O autarca portuense classificou as soluções apresentadas pelo Governo na última quinta-feira como "uma "salada de frutas de medidas avulsas". Considerando que estas demonstram a "nova veia intervencionista" do Executivo, sublinhou que tal "obsessão centralista" exigiria, pelo menos, "coerência": "Uma coerência quiçá inatingível quando há uma pulsão bolivariana autodestrutiva, perfumada com um voluntarismo liberal de caráter fiscal", atirou.
No entender de Moreira, a solução deveria passar pelo aumento da oferta de habitação. "Para isso, o Estado devia ter a capacidade de construir habitação pública e de atrair o investimento privado com medidas fiscais apropriadas, com a disponibilização de terrenos (o que tarda em fazer) e com medidas que garantam a estabilidade legislativa e reduzam o risco político", defendeu.
Ao "estatizar" habitação, Governo tirou "confiança" a privados
O presidente da Câmara do Porto sustentou também que o facto de haver medidas que transpõem "o ónus social que cabe ao Estado" para os pequenos proprietários fará com que estes passem a nutrir "um ainda maior desinteresse" em serem "parceiros estratégicos" do poder público central.

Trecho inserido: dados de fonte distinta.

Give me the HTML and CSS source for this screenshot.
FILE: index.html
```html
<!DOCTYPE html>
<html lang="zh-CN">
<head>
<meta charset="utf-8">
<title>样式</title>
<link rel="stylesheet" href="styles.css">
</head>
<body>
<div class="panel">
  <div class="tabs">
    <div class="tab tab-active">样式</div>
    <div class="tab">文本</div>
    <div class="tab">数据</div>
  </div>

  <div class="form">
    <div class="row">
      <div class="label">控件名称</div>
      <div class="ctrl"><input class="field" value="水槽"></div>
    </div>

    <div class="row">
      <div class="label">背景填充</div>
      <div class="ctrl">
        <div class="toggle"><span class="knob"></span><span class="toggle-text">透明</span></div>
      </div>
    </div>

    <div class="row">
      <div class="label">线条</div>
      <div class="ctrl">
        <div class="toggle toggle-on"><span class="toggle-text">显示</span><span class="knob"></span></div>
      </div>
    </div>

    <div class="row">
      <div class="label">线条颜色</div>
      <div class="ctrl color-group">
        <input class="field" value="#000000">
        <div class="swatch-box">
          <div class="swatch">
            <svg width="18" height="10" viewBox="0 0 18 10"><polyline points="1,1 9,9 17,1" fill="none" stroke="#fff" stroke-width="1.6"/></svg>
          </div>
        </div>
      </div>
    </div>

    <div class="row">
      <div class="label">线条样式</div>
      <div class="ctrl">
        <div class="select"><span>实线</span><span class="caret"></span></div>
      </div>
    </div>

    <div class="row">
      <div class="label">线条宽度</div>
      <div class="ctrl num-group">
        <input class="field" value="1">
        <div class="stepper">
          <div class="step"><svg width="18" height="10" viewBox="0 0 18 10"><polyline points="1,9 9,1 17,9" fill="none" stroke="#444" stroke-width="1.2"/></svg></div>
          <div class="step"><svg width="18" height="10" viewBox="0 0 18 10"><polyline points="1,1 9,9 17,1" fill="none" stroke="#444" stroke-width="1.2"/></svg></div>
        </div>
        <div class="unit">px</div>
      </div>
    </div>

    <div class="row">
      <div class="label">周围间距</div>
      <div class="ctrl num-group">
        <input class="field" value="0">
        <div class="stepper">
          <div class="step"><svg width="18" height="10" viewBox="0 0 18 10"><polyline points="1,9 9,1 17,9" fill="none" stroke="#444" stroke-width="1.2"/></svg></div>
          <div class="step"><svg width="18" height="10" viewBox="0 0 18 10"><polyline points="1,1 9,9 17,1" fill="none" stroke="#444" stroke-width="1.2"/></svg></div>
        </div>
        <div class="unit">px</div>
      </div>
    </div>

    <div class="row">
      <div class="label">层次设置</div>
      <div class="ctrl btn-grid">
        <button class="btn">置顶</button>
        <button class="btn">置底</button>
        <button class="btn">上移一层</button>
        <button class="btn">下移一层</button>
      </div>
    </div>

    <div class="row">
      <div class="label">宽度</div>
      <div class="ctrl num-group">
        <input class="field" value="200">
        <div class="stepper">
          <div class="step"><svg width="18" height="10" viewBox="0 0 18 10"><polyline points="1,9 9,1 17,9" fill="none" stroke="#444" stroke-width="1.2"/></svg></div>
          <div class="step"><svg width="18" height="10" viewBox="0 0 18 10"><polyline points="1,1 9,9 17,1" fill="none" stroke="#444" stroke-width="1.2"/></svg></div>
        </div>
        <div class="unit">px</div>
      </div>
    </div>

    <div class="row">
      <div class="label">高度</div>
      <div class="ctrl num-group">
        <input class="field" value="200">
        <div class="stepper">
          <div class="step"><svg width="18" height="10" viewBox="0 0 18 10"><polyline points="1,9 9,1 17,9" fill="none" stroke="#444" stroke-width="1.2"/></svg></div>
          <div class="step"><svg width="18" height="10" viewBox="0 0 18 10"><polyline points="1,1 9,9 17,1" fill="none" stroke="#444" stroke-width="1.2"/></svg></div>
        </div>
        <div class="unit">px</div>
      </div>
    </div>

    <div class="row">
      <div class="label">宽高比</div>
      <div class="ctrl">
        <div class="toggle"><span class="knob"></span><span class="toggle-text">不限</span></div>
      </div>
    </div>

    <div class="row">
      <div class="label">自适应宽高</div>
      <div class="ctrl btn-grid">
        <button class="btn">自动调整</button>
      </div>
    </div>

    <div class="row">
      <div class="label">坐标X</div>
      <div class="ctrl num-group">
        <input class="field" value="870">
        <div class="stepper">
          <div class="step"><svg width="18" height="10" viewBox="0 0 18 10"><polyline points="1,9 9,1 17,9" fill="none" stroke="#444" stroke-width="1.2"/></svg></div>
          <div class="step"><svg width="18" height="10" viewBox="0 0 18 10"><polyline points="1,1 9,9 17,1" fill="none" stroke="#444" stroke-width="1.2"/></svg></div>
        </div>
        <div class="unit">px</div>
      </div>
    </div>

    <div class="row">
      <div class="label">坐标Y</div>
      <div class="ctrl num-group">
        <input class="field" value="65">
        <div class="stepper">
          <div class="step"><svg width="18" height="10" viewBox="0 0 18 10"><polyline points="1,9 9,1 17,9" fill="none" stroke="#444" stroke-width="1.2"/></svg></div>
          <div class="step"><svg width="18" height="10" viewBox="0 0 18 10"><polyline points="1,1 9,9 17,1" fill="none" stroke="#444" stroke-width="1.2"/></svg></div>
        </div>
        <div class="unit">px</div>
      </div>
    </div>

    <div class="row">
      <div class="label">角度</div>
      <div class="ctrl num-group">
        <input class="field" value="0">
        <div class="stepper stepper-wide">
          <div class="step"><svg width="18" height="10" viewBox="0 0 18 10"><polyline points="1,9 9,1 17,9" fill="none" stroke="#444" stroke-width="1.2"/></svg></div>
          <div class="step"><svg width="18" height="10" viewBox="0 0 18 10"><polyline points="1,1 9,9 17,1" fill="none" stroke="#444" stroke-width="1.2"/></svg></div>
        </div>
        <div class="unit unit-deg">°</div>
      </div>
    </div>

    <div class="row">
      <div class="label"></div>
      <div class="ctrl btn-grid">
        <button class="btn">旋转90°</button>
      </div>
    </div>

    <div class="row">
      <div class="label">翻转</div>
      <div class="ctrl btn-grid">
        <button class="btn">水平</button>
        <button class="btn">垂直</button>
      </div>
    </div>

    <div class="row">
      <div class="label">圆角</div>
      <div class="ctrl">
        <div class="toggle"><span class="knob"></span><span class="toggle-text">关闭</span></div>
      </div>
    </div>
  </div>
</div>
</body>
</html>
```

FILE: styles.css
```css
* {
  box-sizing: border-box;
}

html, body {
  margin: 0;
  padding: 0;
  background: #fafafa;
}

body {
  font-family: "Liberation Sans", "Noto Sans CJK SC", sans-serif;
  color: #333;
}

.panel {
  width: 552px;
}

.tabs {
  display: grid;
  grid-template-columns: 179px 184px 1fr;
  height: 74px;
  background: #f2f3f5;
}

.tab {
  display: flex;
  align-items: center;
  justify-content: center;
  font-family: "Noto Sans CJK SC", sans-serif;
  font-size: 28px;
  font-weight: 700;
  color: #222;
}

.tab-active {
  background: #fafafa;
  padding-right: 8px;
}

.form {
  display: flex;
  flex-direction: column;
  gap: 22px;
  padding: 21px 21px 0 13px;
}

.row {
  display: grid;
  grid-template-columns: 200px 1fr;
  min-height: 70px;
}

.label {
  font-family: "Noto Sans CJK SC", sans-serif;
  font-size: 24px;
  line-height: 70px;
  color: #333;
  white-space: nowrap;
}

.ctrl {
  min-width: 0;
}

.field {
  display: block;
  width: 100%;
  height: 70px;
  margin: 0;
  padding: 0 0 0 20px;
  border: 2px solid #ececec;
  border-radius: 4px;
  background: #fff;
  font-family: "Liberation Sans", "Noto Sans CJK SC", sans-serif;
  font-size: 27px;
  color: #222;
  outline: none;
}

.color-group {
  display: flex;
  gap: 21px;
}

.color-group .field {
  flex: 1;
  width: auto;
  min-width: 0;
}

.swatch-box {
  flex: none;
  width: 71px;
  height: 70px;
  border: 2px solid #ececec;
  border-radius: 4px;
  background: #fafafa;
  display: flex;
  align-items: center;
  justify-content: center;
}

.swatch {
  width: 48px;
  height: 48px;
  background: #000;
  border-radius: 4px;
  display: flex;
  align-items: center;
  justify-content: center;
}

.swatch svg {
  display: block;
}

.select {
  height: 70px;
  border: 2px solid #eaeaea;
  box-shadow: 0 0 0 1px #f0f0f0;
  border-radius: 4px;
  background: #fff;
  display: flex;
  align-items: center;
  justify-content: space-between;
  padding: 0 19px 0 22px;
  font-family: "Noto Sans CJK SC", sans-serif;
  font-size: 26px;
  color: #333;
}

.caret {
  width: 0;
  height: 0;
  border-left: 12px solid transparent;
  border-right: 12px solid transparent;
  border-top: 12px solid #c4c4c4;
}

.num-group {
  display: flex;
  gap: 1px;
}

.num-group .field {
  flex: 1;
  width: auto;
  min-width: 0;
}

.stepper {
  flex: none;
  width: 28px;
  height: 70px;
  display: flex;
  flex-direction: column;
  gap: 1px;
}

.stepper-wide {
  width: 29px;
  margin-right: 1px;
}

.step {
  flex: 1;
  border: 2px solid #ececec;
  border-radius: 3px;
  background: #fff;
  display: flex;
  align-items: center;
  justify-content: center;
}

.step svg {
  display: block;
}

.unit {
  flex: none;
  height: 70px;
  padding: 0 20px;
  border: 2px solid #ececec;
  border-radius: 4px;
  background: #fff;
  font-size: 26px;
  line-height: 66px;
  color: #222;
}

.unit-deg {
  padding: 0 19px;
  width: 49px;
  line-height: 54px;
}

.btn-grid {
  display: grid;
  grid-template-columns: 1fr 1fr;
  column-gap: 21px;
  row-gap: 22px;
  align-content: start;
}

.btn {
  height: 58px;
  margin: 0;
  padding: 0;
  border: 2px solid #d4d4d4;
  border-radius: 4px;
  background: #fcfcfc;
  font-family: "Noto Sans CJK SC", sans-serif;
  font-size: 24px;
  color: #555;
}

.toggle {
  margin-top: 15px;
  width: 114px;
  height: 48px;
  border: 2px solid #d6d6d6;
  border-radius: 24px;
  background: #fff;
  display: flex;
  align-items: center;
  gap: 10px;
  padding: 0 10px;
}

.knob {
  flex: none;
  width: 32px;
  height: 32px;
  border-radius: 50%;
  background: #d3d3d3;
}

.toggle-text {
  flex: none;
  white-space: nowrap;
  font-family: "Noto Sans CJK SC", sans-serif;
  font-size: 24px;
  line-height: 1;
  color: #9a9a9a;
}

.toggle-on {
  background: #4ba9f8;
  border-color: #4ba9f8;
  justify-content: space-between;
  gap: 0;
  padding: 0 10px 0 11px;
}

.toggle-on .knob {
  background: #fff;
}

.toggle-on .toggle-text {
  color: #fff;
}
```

Já a extinção de uma atividade "tão relevante" como o alojamento local, bem como a promoção do "arrendamento forçado de propriedade privada" ou o "congelamento das rendas em novos contratos", contribuirão para minar a "confiança" dos privados, argumentou o autarca. "Esse é mesmo o efeito negativo irreversível que este plano já criou", referiu, lembrando que os privados representam "a esmagadora proporção do investimento em habitação".

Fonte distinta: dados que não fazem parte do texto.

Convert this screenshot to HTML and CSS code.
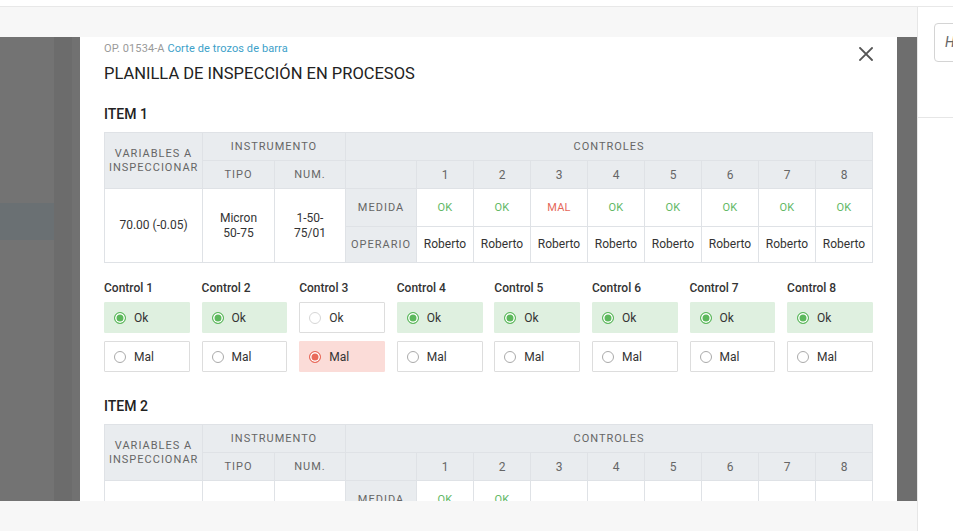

Moreira salientou que, se o Governo quer "estatizar todas as políticas na área da habitação", deveria ser "consequente" e "confiscar o parque habitacional dos municípios, assumindo a sua gestão".

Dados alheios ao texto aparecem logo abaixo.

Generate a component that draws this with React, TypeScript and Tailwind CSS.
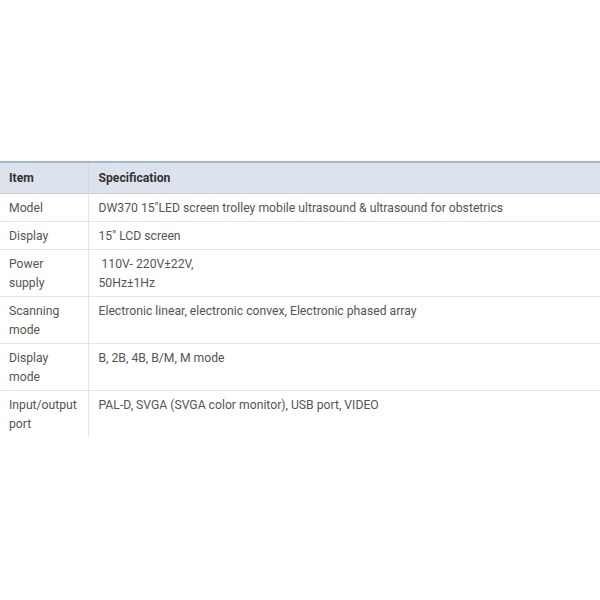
const rows: [string, string[]][] = [
  ["Model", ["DW370 15\"LED screen trolley mobile ultrasound & ultrasound for obstetrics"]],
  ["Display", ["15\" LCD screen"]],
  ["Power supply", ["\u00a0110V- 220V\u00b122V,", "50Hz\u00b11Hz"]],
  ["Scanning mode", ["Electronic linear, electronic convex, Electronic phased array"]],
  ["Display mode", ["B, 2B, 4B, B/M, M mode"]],
  ["Input/output port", ["PAL-D, SVGA (SVGA color monitor), USB port, VIDEO"]],
];

export default function App() {
  return (
    <div className="w-[600px] h-[600px] bg-white pt-[161px] overflow-hidden font-['Roboto','Liberation_Sans',sans-serif] text-[12.2px] leading-[19px]">
      <table className="w-full border-collapse">
        <thead>
          <tr className="bg-[#dce3ed] border-t-2 border-t-[#9fbbd6] border-b border-b-[#c9ccd0]">
            <th className="w-[88px] text-left font-bold text-[#333] pl-[9px] pr-[9px] pt-[6px] pb-[5px] border-r border-r-[#d4d8dd]">Item</th>
            <th className="text-left font-bold text-[#333] pl-[10px] pt-[6px] pb-[5px]">Specification</th>
          </tr>
        </thead>
        <tbody>
          {rows.map(([item, spec], i) => (
            <tr key={item} className={i < rows.length - 1 ? "border-b border-b-[#e4e4e4]" : ""}>
              <td className="w-[88px] align-top text-[#555] pl-[9px] pr-[9px] pt-[5px] pb-[3px] border-r border-r-[#e4e4e4]">{item}</td>
              <td className="align-top text-[#555] pl-[10px] pt-[5px] pb-[3px]">
                {spec.map((s) => (
                  <div key={s}>{s}</div>
                ))}
              </td>
            </tr>
          ))}
        </tbody>
      </table>
    </div>
  );
}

Autarquias é que têm mais "saber acumulado"
O autarca da Invicta lamentou as opções do Governo, lembrando que, no que respeita à habitação, são os municípios quem tem uma "intervenção histórica" e um "saber acumulado assente na diversidade". Também vincou que, no Porto, nos últimos sete anos, o Estado - através do Instituto da Habitação e Reabilitação Urbana (IHRU) -, não construiu "uma única habitação social" nem promoveu "um só projeto de renda acessível".
"Retirando aos municípios os instrumentos de regulação que estes vinham assumindo, sobrepondo-se aos PDM aprovados democrática e localmente, o Governo passa a tudo definir sem qualquer auscultação. E como é tradição nos modelos centralistas, fá-lo beneficiando os municípios que nada fizeram em matéria de habitação", argumentou Rui Moreira.
Já o Porto sai, segundo o autarca, penalizado. Isto porque se trata da cidade com "o maior parque de habitação pública (que abrange cerca de 13% da população residente) e, seguramente, um dos melhores em estado de conservação", referiu. Moreira alegou que algumas das medidas mais positivas do pacote do Executivo "replicam" soluções já aplicadas na Invicta.